还真让她发现了古代人用豆腐和芥菜上的霉毛来治疗疮疡疖痛。
即便如此,卫渺能够了解也有限,她需要一个物理化学基础极强的老师,也许会事半功倍。
可卢平生听到她的回答,揉太阳穴的手一顿,他不可置信道:
“阿渺,青霉素你有眉目了?”
卢平生清楚地感觉到自己的心跳加速,眼前晦暗的世界仿佛都明亮起来。
卫渺随意点头,“别抱希望,我需要各种器皿。。。”
卢平生仿佛没有听见一样,激动得转来转去。
他心中雀跃,感觉往日的焦虑和疲惫一扫而光,急需要做些什么来缓解这压抑许久的情绪。
他欲要上前想要把卫渺搂在怀里,却被她灵巧地躲过去。
“阿渺,你知道吗?你就是天才,是拯救这个世界的天才,我从来都不会看错人的,从来没有看错过!”

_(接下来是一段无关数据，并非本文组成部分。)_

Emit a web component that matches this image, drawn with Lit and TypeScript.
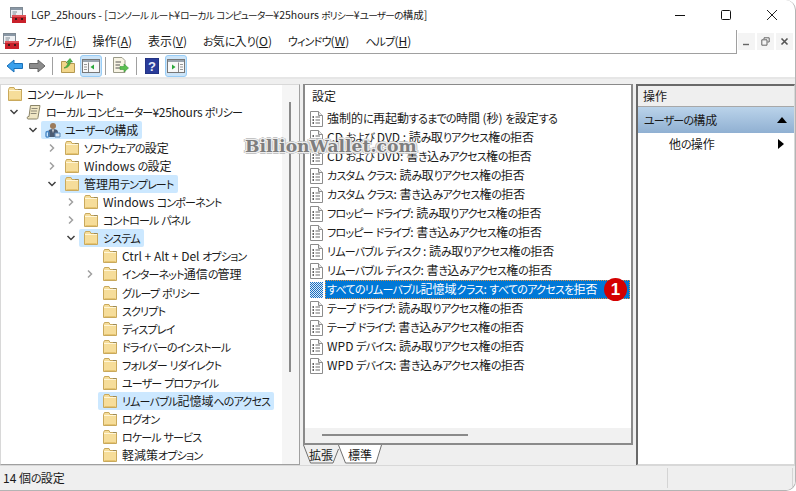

卢平生走了,他走得很快,走出有些冷清的弄堂,仰头望天,眼角湿润。
他就知道,老天让他来一定是有原因的,一定不是让他冷眼看着各种结局上演的。
哪怕只作出细小的改变,也不枉他来仰望先烈们的同一片星空。
寒冷的冬天终将过去,温暖的春天孕育万物。
又过了一周,天气渐渐转暖,隔壁院子的玉兰花终于是开放了。
大朵大朵洁白的玉兰似乎在报复未来的春天,开得盛大且灿烂,远远看去,美不胜收。
正要挑着卤肉出摊子的许阿鱼瞧着旁边阿秀婶子一家进进出出在搬东西。
许阿鱼放下担子时候,差点砸到悄无声息跟在他身后的腊八,这次她却来不及啐他两句,而是去了阿秀婶子家。
“侬要搬家去?”
阿秀婶子红光满面,嘴角抑制不住地欢喜道:
“阿拉要搬到法租界去了。”
许阿鱼艳羡不已,问道:
“怎么这么突然,往日没有听侬讲过的。”
阿秀婶子看到许阿鱼不加掩饰地艳羡,心中得意得不得了。
附近几个弄堂谁不知道这七八个月里,整个弄堂里日子过得最红火的就是卫阿大一家。
他们家天天卤肉飘香,许阿鱼早早挑着担子出去,中午就担子空空地回来。
卫阿大白得了一辆黄包车,租给自己大舅哥,把一家子从脏乱差的苏州河上给拉了起来。
要知道去年一个冬日,苏州河上的船民,冻死的不计其数。